In this guide, a JSON "document" may refer to:
- A file containing valid JSON text
- A Python string containing valid JSON text
- A Python object composed of dictionaries (or any Mapping), lists (or any Sequence), strings, numbers, booleans, or
None
A JSONPath expression (aka "query") is made up of a sequence of segments. Each segment contains one or more selectors:
- A segment corresponds to a step in the path from one set of nodes to the next.
- A selector describes how to choose nodes within that step (for example, by name, by index, or by wildcard).
What follows is a description of these selectors, starting with the standard ones defined in RFC 9535.
The root identifier, $, refers to the outermost node in the target document.
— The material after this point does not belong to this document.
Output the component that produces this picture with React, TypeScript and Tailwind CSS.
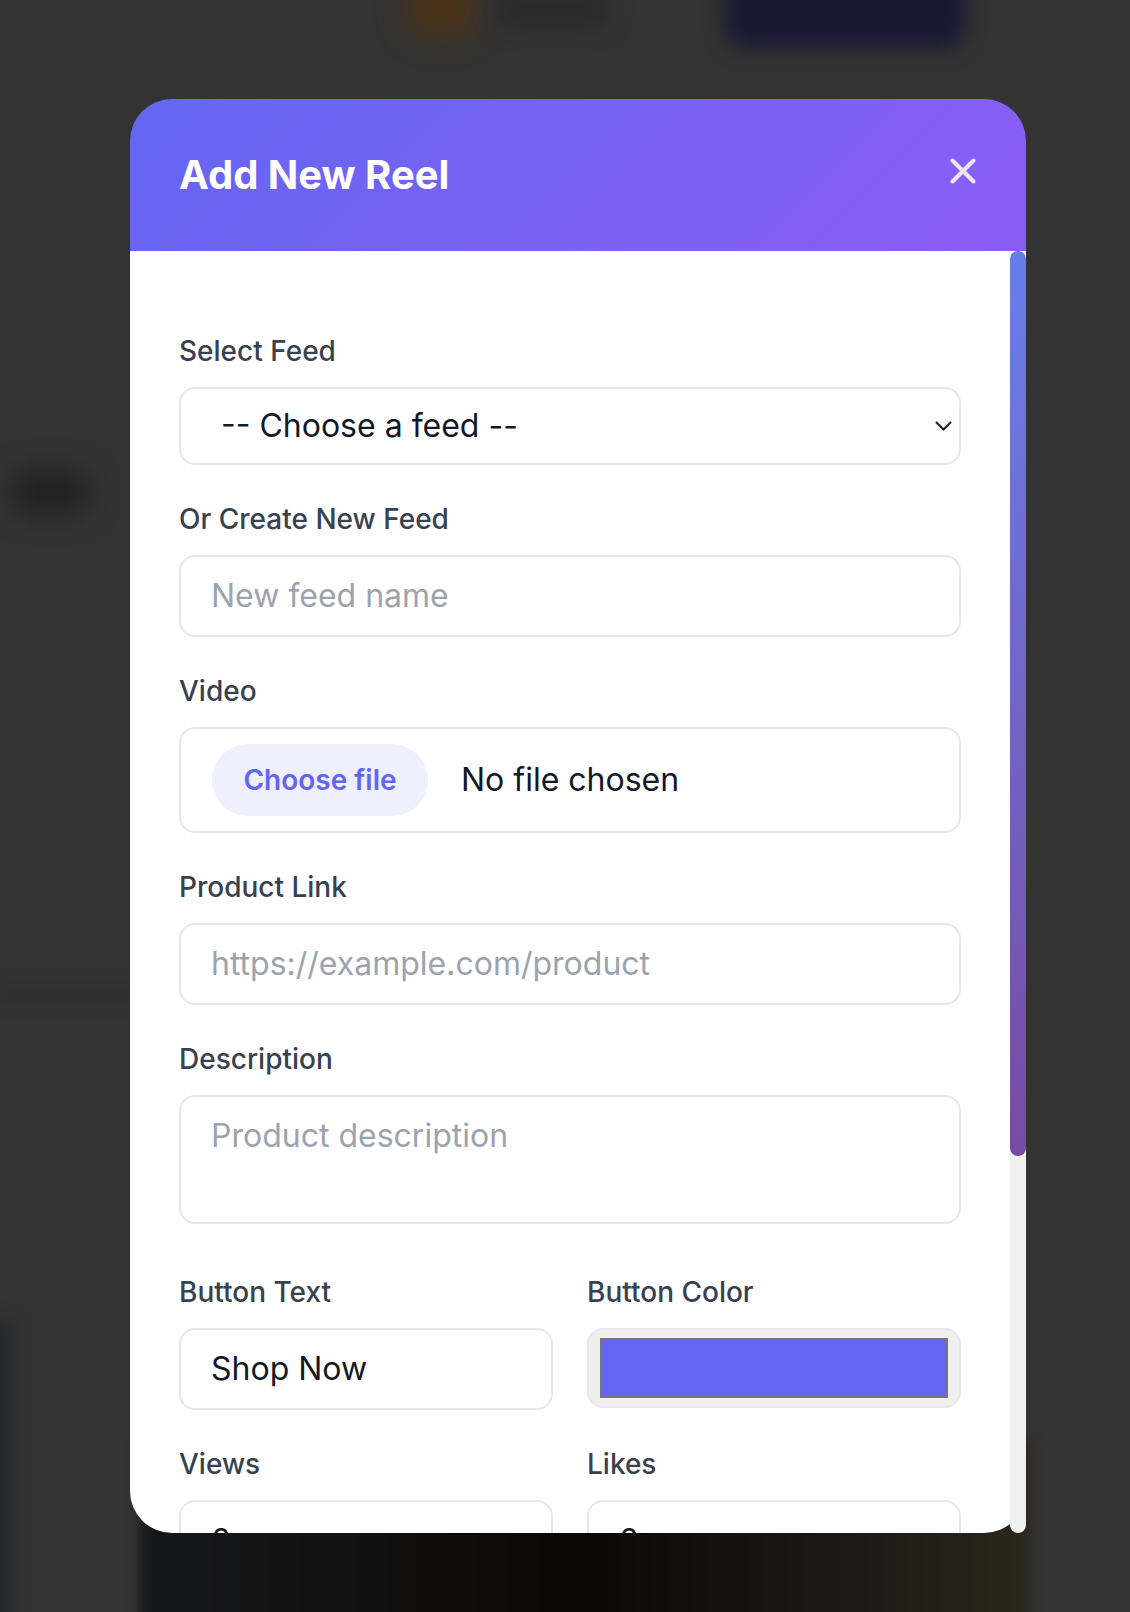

This can be an object, an array, or a scalar value.
A query containing only the root identifier simply returns the entire input document.
Example query
$
{
"categories": [
{ "id": 1, "name": "fiction" },
{ "id": 2, "name": "non-fiction" }
]
}[
{
"categories": [
{ "id": 1, "name": "fiction" },
{ "id": 2, "name": "non-fiction" }
]
}
]A name selector matches the value of an object member by its key. You can write it in either shorthand notation (.thing) or bracket notation (['thing'] or ["thing"]).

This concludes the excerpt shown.